Con todos estos ingredientes, que el texto de Palomas desarrolla con una suma apañada, que no inteligente, de lugares comunes y concesiones a la complicidad del público, la obra no alcanza a remontar el vuelo dramático ni consigue eso que da sentido al teatro: que quienes estemos sentados en la butaca notemos cómo se nos tambalea el esqueleto y los músculos que le dan movimiento. Con una dirección plana, y que solo parece estar al servicio de que las actrices se luzcan, Mario Gas ha hecho un montaje correcto pero muy conservador, que alcanza sus mejores momentos cuando todas las actrices componen el cuadro final, más que cuando en las pequeñas piezas del principio nos las presentan como si fueran trocitos arrancados de una novela.
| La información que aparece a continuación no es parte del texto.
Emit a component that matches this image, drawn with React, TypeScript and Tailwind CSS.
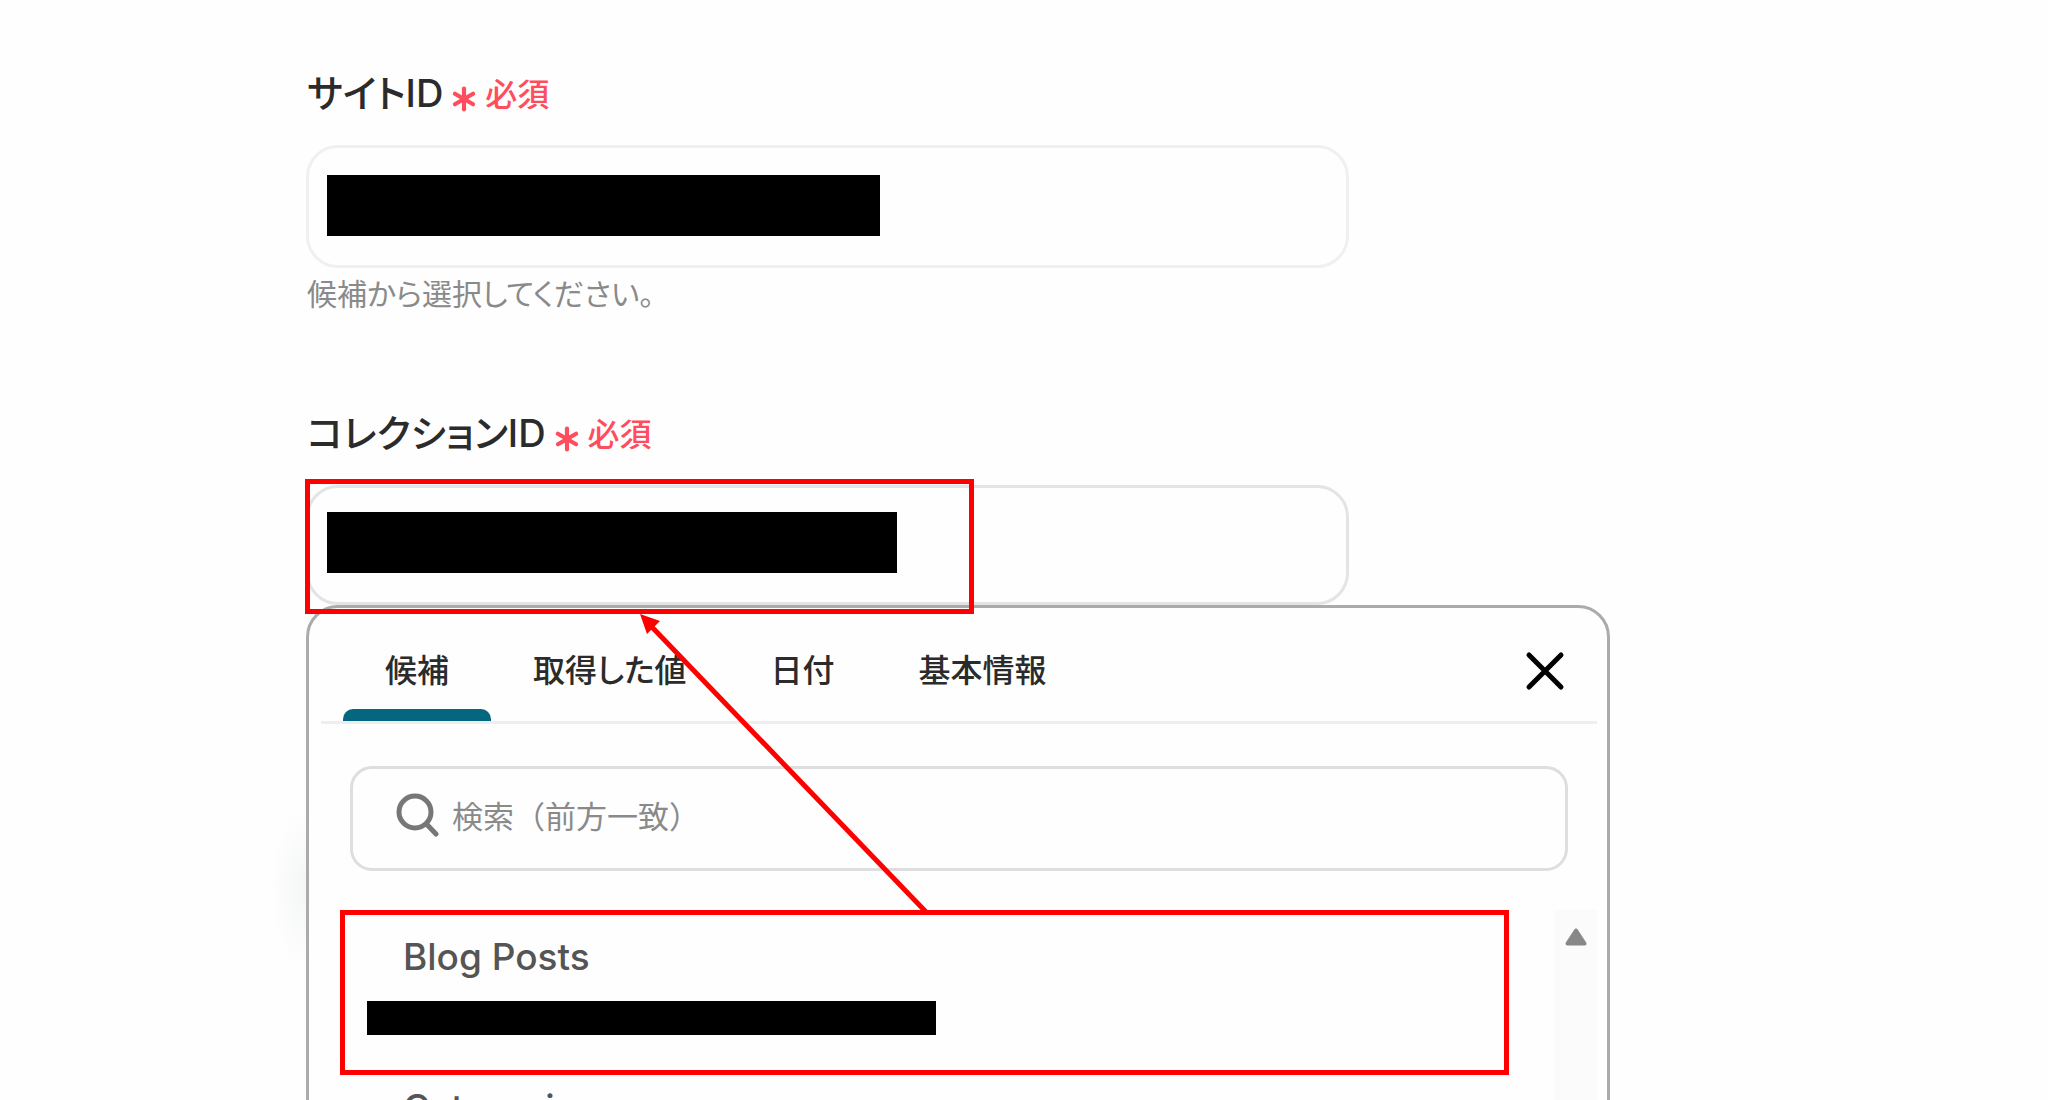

La escenografía es bella y efectiva, aunque me sobran las imágenes proyectadas, tan usadas en los últimos años, y que contradicen la esencia del teatro que no es otra que la palabra pura y desnuda. Lejos, muy lejos, Al faro, de Virginia Woolf.
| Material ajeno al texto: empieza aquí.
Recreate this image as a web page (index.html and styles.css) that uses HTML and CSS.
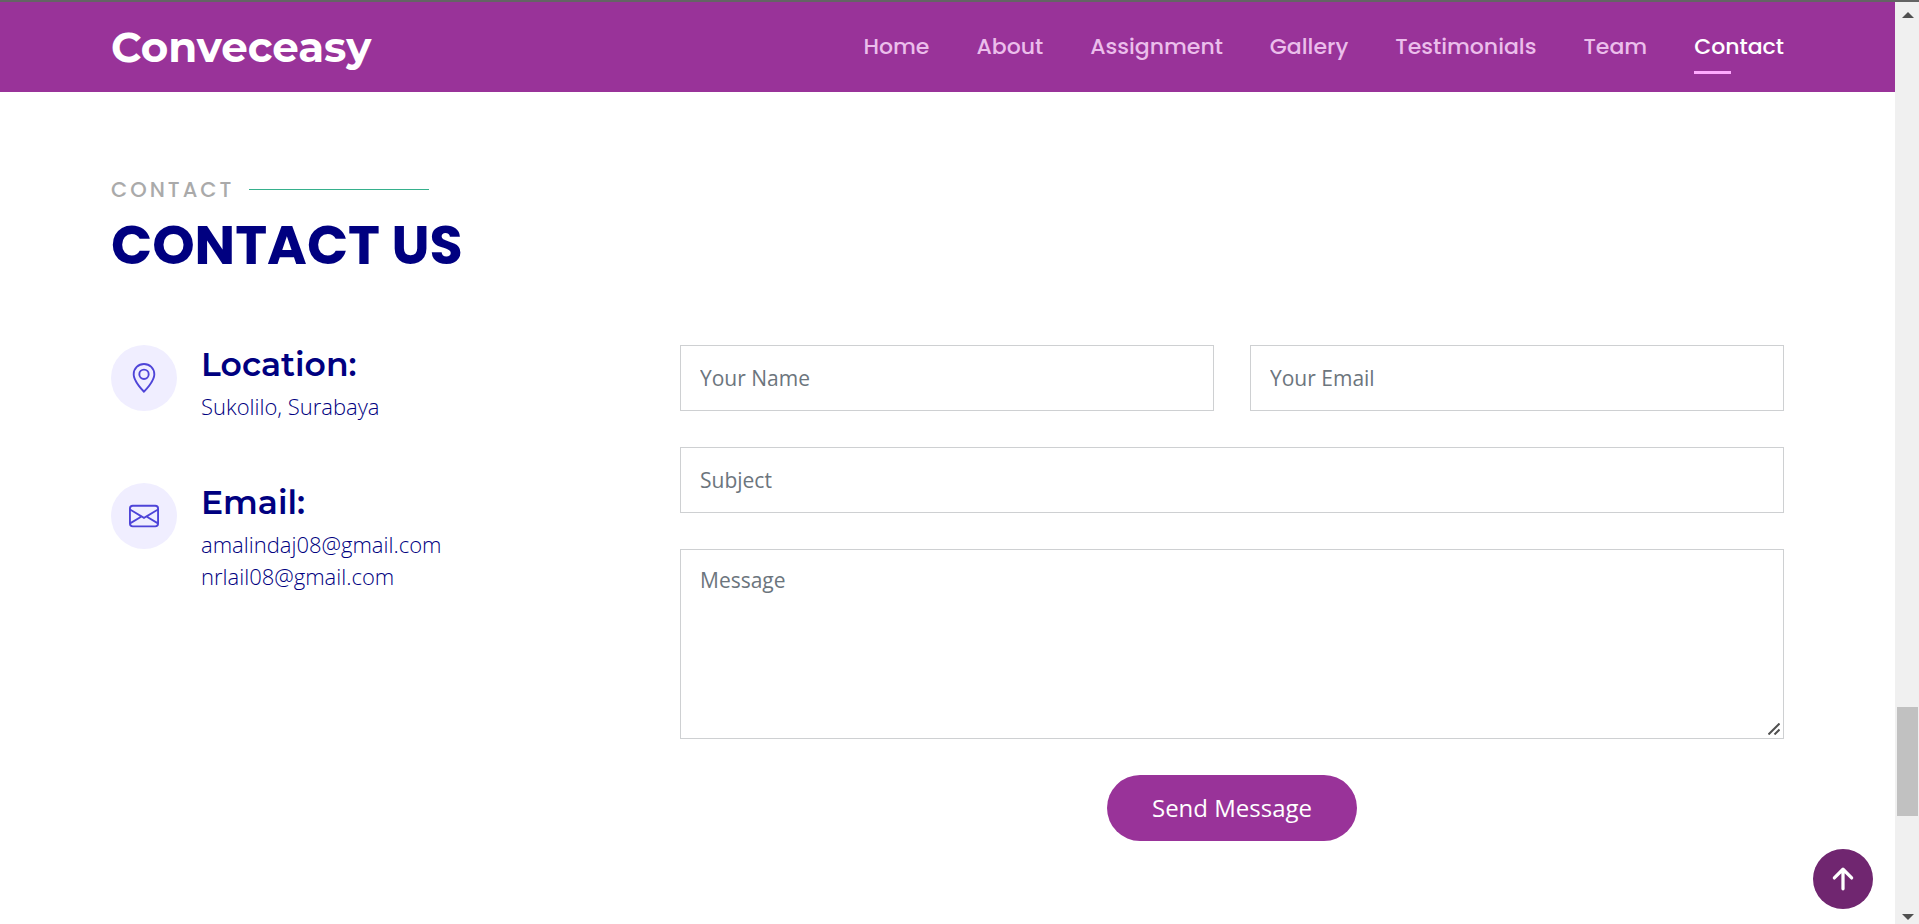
FILE: index.html
```html
<!DOCTYPE html>
<html lang="en">
<head>
<meta charset="utf-8">
<meta name="viewport" content="width=device-width, initial-scale=1">
<title>Conveceasy - Contact</title>
<link rel="stylesheet" href="styles.css">
</head>
<body>
<div class="page">
  <header class="header">
    <a class="logo" href="#">Conveceasy</a>
    <nav class="nav">
      <a href="#home">Home</a>
      <a href="#about">About</a>
      <a href="#assignment">Assignment</a>
      <a href="#gallery">Gallery</a>
      <a href="#testimonials">Testimonials</a>
      <a href="#team">Team</a>
      <a class="active" href="#contact">Contact</a>
    </nav>
  </header>
  <main class="contact" id="contact">
    <div class="section-title">
      <h2>Contact</h2>
      <p>Contact Us</p>
    </div>
    <div class="columns">
      <div class="info">
        <div class="info-item">
          <span class="info-icon">
            <svg viewBox="0 0 16 16" fill="currentColor" aria-hidden="true"><path d="M12.166 8.94c-.524 1.062-1.234 2.12-1.96 3.07A31.493 31.493 0 0 1 8 14.58a31.481 31.481 0 0 1-2.206-2.57c-.726-.95-1.436-2.008-1.96-3.07C3.304 7.867 3 6.862 3 6a5 5 0 0 1 10 0c0 .862-.305 1.867-.834 2.94zM8 16s6-5.686 6-10A6 6 0 0 0 2 6c0 4.314 6 10 6 10z"/><path d="M8 8a2 2 0 1 1 0-4 2 2 0 0 1 0 4zm0 1a3 3 0 1 0 0-6 3 3 0 0 0 0 6z"/></svg>
          </span>
          <div>
            <h4>Location:</h4>
            <p>Sukolilo, Surabaya</p>
          </div>
        </div>
        <div class="info-item">
          <span class="info-icon">
            <svg viewBox="0 0 16 16" fill="currentColor" aria-hidden="true"><path d="M0 4a2 2 0 0 1 2-2h12a2 2 0 0 1 2 2v8a2 2 0 0 1-2 2H2a2 2 0 0 1-2-2V4zm2-1a1 1 0 0 0-1 1v.217l7 4.2 7-4.2V4a1 1 0 0 0-1-1H2zm13 2.383-4.758 2.855L15 11.114v-5.73zm-.034 6.878L9.271 8.82 8 9.583 6.728 8.82l-5.694 3.44A1 1 0 0 0 2 13h12a1 1 0 0 0 .966-.739zM1 11.114l4.758-2.876L1 5.383v5.73z"/></svg>
          </span>
          <div>
            <h4>Email:</h4>
            <p>amalindaj08@gmail.com<br>nrlail08@gmail.com</p>
          </div>
        </div>
      </div>
      <form class="form">
        <input type="text" name="name" placeholder="Your Name" aria-label="Your Name">
        <input type="email" name="email" placeholder="Your Email" aria-label="Your Email">
        <input class="wide" type="text" name="subject" placeholder="Subject" aria-label="Subject">
        <div class="message wide">
          <textarea name="message" rows="5" placeholder="Message" aria-label="Message"></textarea>
          <svg class="grip" viewBox="0 0 12 12" fill="none" stroke="currentColor" aria-hidden="true"><path d="M0.5 11.5l11-11M6.500 11.500l5-5"/></svg>
        </div>
        <button class="wide" type="submit">Send Message</button>
      </form>
    </div>
  </main>
</div>
<a class="back-to-top" href="#" aria-label="Back to top">
  <svg viewBox="0 0 24 24" fill="none" stroke="currentColor" aria-hidden="true"><path d="M12 21V3M4 11l8-8 8 8"/></svg>
</a>
<div class="scrollbar" aria-hidden="true">
  <svg class="scroll-arrow" viewBox="0 0 12 6"><path d="M0 6l6-6 6 6z"/></svg>
  <div class="scroll-track"><div class="scroll-thumb"></div></div>
  <svg class="scroll-arrow" viewBox="0 0 12 6"><path d="M0 0l6 6 6-6z"/></svg>
</div>
</body>
</html>
```
FILE: styles.css
```css
* {
  box-sizing: border-box;
}

body {
  margin: 0;
  display: grid;
  grid-template-columns: 1fr 24px;
  height: 100vh;
  overflow: hidden;
  border-top: 2px solid #646464;
  background: #fff;
  color: #000080;
  font-family: "Open Sans", sans-serif;
}

h2, h4, p {
  margin: 0;
}

a {
  text-decoration: none;
}

.header {
  display: flex;
  align-items: center;
  justify-content: space-between;
  height: 90px;
  padding: 0 111px;
  background: #993399;
}

.logo {
  color: #fff;
  font: 700 42px/50px Montserrat, Inter, sans-serif;
}

.nav {
  display: flex;
  gap: 47px;
}

.nav a {
  position: relative;
  color: #ebbeeb;
  font: 500 22px/34px Poppins, Inter, sans-serif;
}

.nav .active {
  color: #fff;
}

.nav .active::after {
  content: "";
  position: absolute;
  left: 0;
  bottom: -10px;
  width: 37px;
  height: 3px;
  background: #ffaaff;
}

.contact {
  padding: 84px 111px 0;
}

.section-title {
  padding-bottom: 62px;
}

.section-title h2 {
  display: flex;
  align-items: center;
  gap: 15px;
  color: #aaa;
  font: 500 21px/27px Poppins, Inter, sans-serif;
  letter-spacing: 3px;
  text-transform: uppercase;
}

.section-title h2::after {
  content: "";
  width: 180px;
  height: 1px;
  background: #36b08c;
}

.section-title p {
  padding-top: 4px;
  font: 700 54px/76px Poppins, Inter, sans-serif;
  text-transform: uppercase;
}

.columns {
  display: grid;
  grid-template-columns: 1fr 2fr;
  gap: 17px;
}

.info {
  display: flex;
  flex-direction: column;
  gap: 61px;
}

.info-item {
  display: flex;
  gap: 24px;
}

.info-icon {
  display: grid;
  place-items: center;
  flex: none;
  width: 66px;
  height: 66px;
  border-radius: 50%;
  background: #f0eeff;
  color: #4e44d8;
}

.info-icon svg {
  width: 30px;
  height: 30px;
}

.info-item h4 {
  padding-bottom: 7px;
  font: 600 33px/38px Montserrat, Inter, sans-serif;
}

.info-item p {
  font-size: 22px;
  font-weight: 300;
  line-height: 32px;
}

.form {
  display: grid;
  grid-template-columns: 1fr 1fr;
  gap: 36px;
}

.form input,
.form textarea {
  width: 100%;
  margin: 0;
  padding: 14px 19px;
  border: 1px solid #ced0d2;
  border-radius: 0;
  background: #fff;
  color: #212529;
  font: 400 21px/32px "Open Sans", sans-serif;
}

.form input {
  height: 66px;
}

.form textarea {
  display: block;
  height: 190px;
  resize: none;
}

.form ::placeholder {
  color: #6c757d;
}

.form .wide {
  grid-column: span 2;
}

.message {
  position: relative;
}

.grip {
  position: absolute;
  right: 4px;
  bottom: 4px;
  width: 12px;
  height: 12px;
  color: #505050;
  stroke-width: 2;
}

.form button {
  justify-self: center;
  padding: 15px 45px;
  border: 0;
  border-radius: 50px;
  background: #993399;
  color: #fff;
  font: 400 24px/36px "Open Sans", sans-serif;
}

.back-to-top {
  position: fixed;
  right: 46px;
  bottom: 15px;
  display: grid;
  place-items: center;
  width: 60px;
  height: 60px;
  border-radius: 50%;
  background: #702670;
  color: #fff;
}

.back-to-top svg {
  width: 26px;
  height: 26px;
  stroke-width: 3;
  stroke-linecap: round;
  stroke-linejoin: round;
}

.scrollbar {
  display: flex;
  flex-direction: column;
  align-items: center;
  padding: 10px 1px 4px 2px;
  background: #f0f0f0;
}

.scroll-arrow {
  width: 12px;
  height: 6px;
  fill: #505050;
}

.scroll-track {
  flex: 1;
  display: flex;
  flex-direction: column;
  justify-content: flex-end;
  width: 100%;
  padding-bottom: 98px;
}

.scroll-thumb {
  height: 109px;
  background: #c1c1c1;
}
```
La hija del aire no se sostendría durante la escasa hora y media que dura, ni llenaría teatros como lo hizo anoche en Córdoba, sin las actrices que tratan de dar un poco de alma a personajes que son como bocetos de un dramón. Entre ellas, sobresalen la siempre poderosa Vicky Peña y una Nuria Espert que aporta todo su oficio de años al papel más agradecido. Ella, a sus 88 años, y en el que ha anunciado que será su último trabajo, encarna a la abuela de la familia. La que ya vive entre tiempos que se confunden y fogonazos de lucidez. A ella pertenecen los parlamentos más agudos e incluso cómicos, en muchos casos pensados para que el público suelte su carcajada como si estuviéramos en una comedia de Lina Morgan o en una obrita escrita por Gala a la mayor gloria de Concha Velasco. De la boca de esta mujer, que se debate entre el cansancio de la vida y el miedo a morir, entre los estragos de la dependencia y el soplo último de su carácter, salen las verdades más incómodas, los verbos esquivados por el resto, los adjetivos valientes de quien ya no tiene nada que perder. Aunque el personaje se nutre de un exceso de estereotipos –algún día tendremos que reflexionar sobre nuestros imaginarios de abuelitas, mujeres viejas y ancianas entre tiernas y chifladas, ¿verdad, Anna Freixas?-, la Espert lo levanta con dignidad y entrega. Aunque ya su voz esté débil y cueste a veces reconocer el peso de esa luz que parecía salir, entre volcánica y dulce, de su boca de perfil egipcio. Entiendo que la mayor parte de los aplausos entusiastas que se oyeron anoche en el Gran Teatro -uno de los lugares en los que he asistido siempre a la mayor generosidad, y a veces hasta exceso, en este momento en el que el público recupera su aliento democrático- iban dirigidos a la señora que ha recorrido la historia de todo un siglo de este país a lomos de heroínas y sufridoras. La lorquiana, la operística, la que frente a Adolfo Marsillach se atrevió a preguntar quién teme a Virginia Woolf, la clásica y la moderna. La que incluso sentada en una silla de ruedas, o con un bastón tembloroso, y con ese bellísimo pelo a lo Martín Gaite, nos emociona cuando se atreve a gritar ¿Es que ni jugar podemos las viejas?